Working out your business objectives is something that companies spend a lot of money hiring consultancies (including mine) to do for them. If you want to do this on your own, you will find it very beneficial, but you do a measurement framework without it (a framework from a consultancy will cost you more, but will get more buy in).

I quite often do this with clients who don’t want to (or don’t have the funds to) run proper strategies. This isn’t an easy task. You need to ask the right questions and infer an awful lot. You may make an unpopular choice that people disagree with – but stick to your guns.

Good Luck.

Website Goal

The goals of the website (or whatever digital media you have) are how you enact those business objectives. Some organisations will call them critical success factors, some will just not name them at all. Generally they are content and marketing describing what you want your users to do.

These goals may be qualified or unqualified. They may be things that you know will meet your business objectives, they may be things that you want to prove later cause your business objectives to be true (through surveys or econometrics or ‘big data’) or they may be things that you just assume will meet your business objectives.

I have had several arguments with people in my office about whether you will ever have more than one goal per objective. I think you can possibly end up with very specific objectives, where objectives overlap where you are unlikely to have more than one goal per objective.

Your goals are the sorts of things that you should be able to spot relatively quickly from an understanding of the website (or digital activity).

KPIs

Your Key Performance Indicators (KPIs) are the things that show whether the users are doing the things that you set out in your goals. Your goals, by now, should be close enough that picking your KPIs is a relatively simple job.

KPIs are all metrics. Not all metrics are KPIs. Bounce rate shouldn’t be a KPI for your website. Bounce rate is something that describes whether you are going to meet your KPIs or not.

Visits to the site may be a KPI, but I would suggest that if one of your goals is just to get people to the website then you haven’t got your business objectives quite right.

KPIs are the name of the metric that you are using to show your objectives. You should be able to say X number of visits (or people or whatever) did my KPI Y.

Targets

Targets are the things that say whether the value that you get for KPI Y is good or not. Knowing that you got 200 downloads is all well and good, but if your target is 500 then that represents a poor return, whereas if your target is 50 then it represents a good return.

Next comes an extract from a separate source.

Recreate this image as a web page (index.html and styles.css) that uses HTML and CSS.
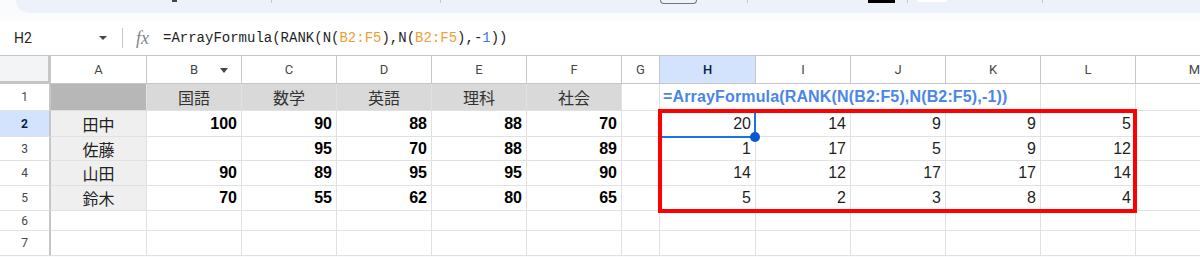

Creating targets, however, isn’t as easy as it sounds. It may be relatively simple as looking at the profit that you would get from doing one of Y, but that only works if you’ve got the most obvious sales line possible and only one product.

What you can do is look at historical performance to help you build targets. You can look at your conversion rates based on the spend that you are running. You can put a finger in the air and then change it after three months when you realise that you aren’t going to make what you wanted.

Just like your work life, you should create targets that are SMART, particularly focussing on the attainable and time bound bits.

Segments

When it really comes down to it, what you really want to know is what you can change to make it so that you can hit your targets for your KPIs.

This is where your segments come in. These are the things that you report that breakdown your KPIs into smaller groups. For example Marketing A drove z of KPI Y, Marketing B drove w of KPI Y.

If you can identify these things up front, then it makes your job as an analyst much easier, because you know where you can start your analysis. It means you can ignore stupid things like what browser the person was using or what version of JavaScript they have on their computer.

Web Analytics Tools

Of course I am biased, but one of the great things about the Measurement Framework is that I can use the thing to set up my analytics system. You make sure that your goals, or custom events or custom metrics (or whatever your tool calls custom metrics) are set to be your KPIs. You make sure your segments are set up as custom dimensions, custom conversion variables, custom variables (or whatever your tool calls them).

Now when someone says I want so and so report from the tool, you can ask them why and what they are going to do with it. If it is something simple then you can say “Yeah, the tool does it out of the box – here’s how you find it.” If it is something complex then you can challenge the person as to why they really want this.

Different Industries and Business Models

Every industry thinks that they do this well or badly. The truth is that the number of times I’ve seen this done well I could count on the fingers of one hand regardless of industry and business model.

Those in industries where you sell something then this seems like it is an easier job, because you can talk about sales. But that isn’t the only point of your business and the hard sell can sometimes compromise things like persuading people to come back in the future, leaving comments about products, talking to their friends about the company, etc.

Those in industries where they don’t sell anything find this very difficult because of the lack of direct link between website activity and sales. But that sometimes mean that they have a much tighter control over what they are trying to do on their site.